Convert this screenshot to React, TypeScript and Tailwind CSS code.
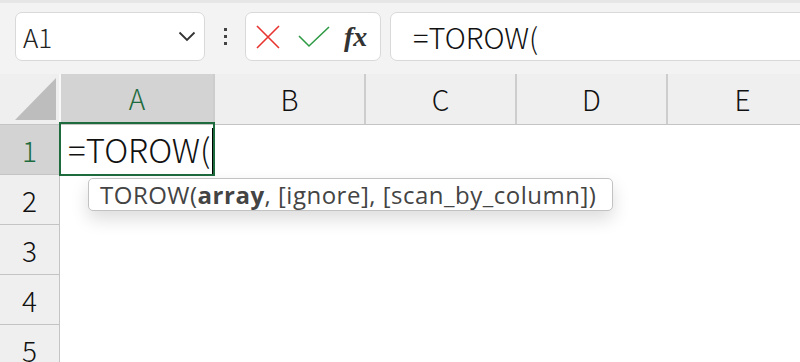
import React from "react"

const cols = ["A", "B", "C", "D", "E"]
const rows = [1, 2, 3, 4, 5]

function Chevron() {
  return (
    <svg width="18" height="11" viewBox="0 0 18 11" fill="none">
      <path d="M1.5 1.5 L9 9 L16.5 1.5" stroke="#333" strokeWidth="1.8" />
    </svg>
  )
}

export default function App() {
  return (
    <div
      className="w-[800px] h-[362px] overflow-hidden bg-white"
      style={{ fontFamily: "'Noto Sans CJK JP', 'Noto Sans', sans-serif" }}
    >
      {/* Formula bar */}
      <div className="h-[74px] bg-[#f3f3f3] border-t-[3px] border-[#e6e6e6] flex items-start pt-[9px] pl-[15px]">
        <div className="w-[190px] h-[49px] bg-white border border-[#d9d9d9] rounded-[7px] flex items-center justify-between pl-[7px] pr-[8px]">
          <span className="text-[26px] font-light text-[#222] leading-none">A1</span>
          <Chevron />
        </div>
        <div className="w-[40px] h-[49px] flex flex-col items-center justify-center gap-[4px]">
          <div className="w-[3px] h-[3px] bg-[#444]" />
          <div className="w-[3px] h-[3px] bg-[#444]" />
          <div className="w-[3px] h-[3px] bg-[#444]" />
        </div>
        <div className="w-[136px] h-[49px] bg-white border border-[#d9d9d9] rounded-[7px] flex items-center pl-[10px] gap-[18px]">
          <svg width="24" height="24" viewBox="0 0 24 24">
            <path d="M1 1 L23 23 M23 1 L1 23" stroke="#e8332f" strokeWidth="1.6" />
          </svg>
          <svg width="32" height="22" viewBox="0 0 32 22">
            <path d="M1 10 L11 20 L31 1" stroke="#2f9a45" strokeWidth="1.6" fill="none" />
          </svg>
          <span
            className="text-[28px] italic font-bold text-[#333] leading-none -ml-[4px]"
            style={{ fontFamily: "'Liberation Serif', 'DejaVu Serif', serif" }}
          >
            fx
          </span>
        </div>
        <div className="flex-1 h-[49px] ml-[9px] -mr-[10px] bg-white border border-[#d9d9d9] rounded-[7px] flex items-center pl-[22px]">
          <span className="text-[29px] font-light text-[#111] leading-none">=TOROW(</span>
        </div>
      </div>

      {/* Grid */}
      <div className="relative">
        <div className="flex h-[51px] bg-[#efefef] border-b border-[#c4c4c4]">
          <div className="w-[61px] shrink-0 border-r-2 border-[#f8f8f8] relative overflow-hidden">
            <svg className="absolute left-0 top-0" width="59" height="50" viewBox="0 0 59 50">
              <path d="M15 46 L56 4 L56 46 Z" fill="#bdbdbd" />
            </svg>
          </div>
          {cols.map((c, i) => (
            <div
              key={c}
              className={
                i === 0
                  ? "w-[152px] shrink-0 bg-[#d3d3d3] border-b-2 border-[#1e6b3e] flex items-center justify-center text-[28px] font-light text-[#1e6b3e]"
                  : "w-[151px] shrink-0 border-l-2 border-[#cdcdcd] flex items-center justify-center text-[28px] font-light text-[#111]"
              }
            >
              {c}
            </div>
          ))}
        </div>
        {rows.map((r) => (
          <div key={r} className="flex h-[50px]">
            <div
              className={
                r === 1
                  ? "w-[60px] shrink-0 bg-[#d3d3d3] border-b border-r border-[#c4c4c4] flex items-center justify-center text-[28px] font-light text-[#1e6b3e]"
                  : "w-[60px] shrink-0 bg-[#efefef] border-b border-r border-[#c4c4c4] flex items-center justify-center text-[28px] font-light text-[#111]"
              }
            >
              {r}
            </div>
            <div className="flex-1 bg-white" />
          </div>
        ))}

        {/* Active cell */}
        <div className="absolute left-[59px] top-[48px] w-[156px] h-[54px] border-2 border-[#1e6b3e] flex items-center pl-[7px]">
          <span className="text-[33px] font-light text-[#111] leading-none">=TOROW(</span>
          <div className="w-px h-[46px] bg-black ml-[1px] mt-[4px]" />
        </div>

        {/* Function tooltip */}
        <div className="absolute left-[88px] top-[104px] w-[525px] h-[33px] bg-white border border-[#c2c2c2] rounded-[5px] shadow-[0_8px_18px_rgba(0,0,0,0.14)] flex items-center pl-[11px]">
          <span
            className="text-[24px] tracking-[0.5px] text-[#444] leading-none whitespace-nowrap"
            style={{ fontFamily: "'Open Sans', 'Noto Sans', sans-serif" }}
          >
            TOROW(<b>array</b>, [ignore], [scan_by_column])
          </span>
        </div>
      </div>
    </div>
  )
}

========================================================================

[To do] The material above holds pictures; copy everything else in it exactly.

[Response for this exercise]
Convert this screenshot to React, TypeScript and Tailwind CSS code.
import React from "react"

const cols = ["A", "B", "C", "D", "E"]
const rows = [1, 2, 3, 4, 5]

function Chevron() {
  return (
    <svg width="18" height="11" viewBox="0 0 18 11" fill="none">
      <path d="M1.5 1.5 L9 9 L16.5 1.5" stroke="#333" strokeWidth="1.8" />
    </svg>
  )
}

export default function App() {
  return (
    <div
      className="w-[800px] h-[362px] overflow-hidden bg-white"
      style={{ fontFamily: "'Noto Sans CJK JP', 'Noto Sans', sans-serif" }}
    >
      {/* Formula bar */}
      <div className="h-[74px] bg-[#f3f3f3] border-t-[3px] border-[#e6e6e6] flex items-start pt-[9px] pl-[15px]">
        <div className="w-[190px] h-[49px] bg-white border border-[#d9d9d9] rounded-[7px] flex items-center justify-between pl-[7px] pr-[8px]">
          <span className="text-[26px] font-light text-[#222] leading-none">A1</span>
          <Chevron />
        </div>
        <div className="w-[40px] h-[49px] flex flex-col items-center justify-center gap-[4px]">
          <div className="w-[3px] h-[3px] bg-[#444]" />
          <div className="w-[3px] h-[3px] bg-[#444]" />
          <div className="w-[3px] h-[3px] bg-[#444]" />
        </div>
        <div className="w-[136px] h-[49px] bg-white border border-[#d9d9d9] rounded-[7px] flex items-center pl-[10px] gap-[18px]">
          <svg width="24" height="24" viewBox="0 0 24 24">
            <path d="M1 1 L23 23 M23 1 L1 23" stroke="#e8332f" strokeWidth="1.6" />
          </svg>
          <svg width="32" height="22" viewBox="0 0 32 22">
            <path d="M1 10 L11 20 L31 1" stroke="#2f9a45" strokeWidth="1.6" fill="none" />
          </svg>
          <span
            className="text-[28px] italic font-bold text-[#333] leading-none -ml-[4px]"
            style={{ fontFamily: "'Liberation Serif', 'DejaVu Serif', serif" }}
          >
            fx
          </span>
        </div>
        <div className="flex-1 h-[49px] ml-[9px] -mr-[10px] bg-white border border-[#d9d9d9] rounded-[7px] flex items-center pl-[22px]">
          <span className="text-[29px] font-light text-[#111] leading-none">=TOROW(</span>
        </div>
      </div>

      {/* Grid */}
      <div className="relative">
        <div className="flex h-[51px] bg-[#efefef] border-b border-[#c4c4c4]">
          <div className="w-[61px] shrink-0 border-r-2 border-[#f8f8f8] relative overflow-hidden">
            <svg className="absolute left-0 top-0" width="59" height="50" viewBox="0 0 59 50">
              <path d="M15 46 L56 4 L56 46 Z" fill="#bdbdbd" />
            </svg>
          </div>
          {cols.map((c, i) => (
            <div
              key={c}
              className={
                i === 0
                  ? "w-[152px] shrink-0 bg-[#d3d3d3] border-b-2 border-[#1e6b3e] flex items-center justify-center text-[28px] font-light text-[#1e6b3e]"
                  : "w-[151px] shrink-0 border-l-2 border-[#cdcdcd] flex items-center justify-center text-[28px] font-light text-[#111]"
              }
            >
              {c}
            </div>
          ))}
        </div>
        {rows.map((r) => (
          <div key={r} className="flex h-[50px]">
            <div
              className={
                r === 1
                  ? "w-[60px] shrink-0 bg-[#d3d3d3] border-b border-r border-[#c4c4c4] flex items-center justify-center text-[28px] font-light text-[#1e6b3e]"
                  : "w-[60px] shrink-0 bg-[#efefef] border-b border-r border-[#c4c4c4] flex items-center justify-center text-[28px] font-light text-[#111]"
              }
            >
              {r}
            </div>
            <div className="flex-1 bg-white" />
          </div>
        ))}

        {/* Active cell */}
        <div className="absolute left-[59px] top-[48px] w-[156px] h-[54px] border-2 border-[#1e6b3e] flex items-center pl-[7px]">
          <span className="text-[33px] font-light text-[#111] leading-none">=TOROW(</span>
          <div className="w-px h-[46px] bg-black ml-[1px] mt-[4px]" />
        </div>

        {/* Function tooltip */}
        <div className="absolute left-[88px] top-[104px] w-[525px] h-[33px] bg-white border border-[#c2c2c2] rounded-[5px] shadow-[0_8px_18px_rgba(0,0,0,0.14)] flex items-center pl-[11px]">
          <span
            className="text-[24px] tracking-[0.5px] text-[#444] leading-none whitespace-nowrap"
            style={{ fontFamily: "'Open Sans', 'Noto Sans', sans-serif" }}
          >
            TOROW(<b>array</b>, [ignore], [scan_by_column])
          </span>
        </div>
      </div>
    </div>
  )
}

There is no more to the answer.